In contrast, XLPE excels in high-voltage and underground cable insulation because of its superior dielectric strength, moisture resistance, and long-term durability. It’s often the material of choice for power distribution networks, utility cables, and direct burial installations. XLPE maintains performance even in wet or chemically aggressive environments, ensuring the safety and reliability of electrical systems. While both materials offer strong performance, the choice between them depends on specific application demands like voltage, environmental exposure, and safety requirements.
| Application | XLPO | XLPE |
| Heat-shrink tubing | ✅ | ❌ |
| High-voltage cable insulation | ❌ | ✅ |
| Automotive wiring | ✅ | ✅ |
| Underground power cables | ❌ | ✅ |
| Flame-retardant cable jackets | ✅ | ❌ |
Chart 6: Applications Contrast
Choosing between XLPO and XLPE depends on your specific application needs.
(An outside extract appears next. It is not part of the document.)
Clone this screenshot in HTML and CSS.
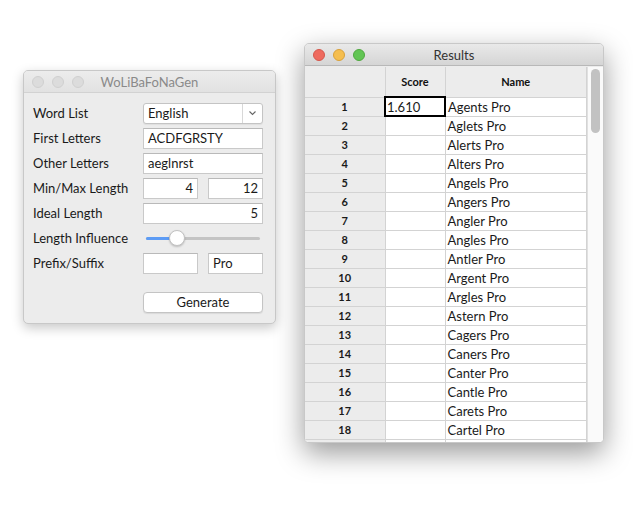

If you're looking for a material with excellent flame retardance, flexibility, and low smoke emission—especially for use in confined spaces or where fire safety is critical—XLPO is the better choice. It’s ideal for heat-shrink tubing, cable jackets in vehicles or buildings, and environments where chemical resistance and thermal stability are needed without sacrificing flexibility.
On the other hand, if your project involves high-voltage insulation, underground power transmission, or environments with moisture and mechanical stress, XLPE is the superior option. Its robust dielectric properties, long service life, and resistance to water make it perfect for utility cables and heavy-duty electrical applications.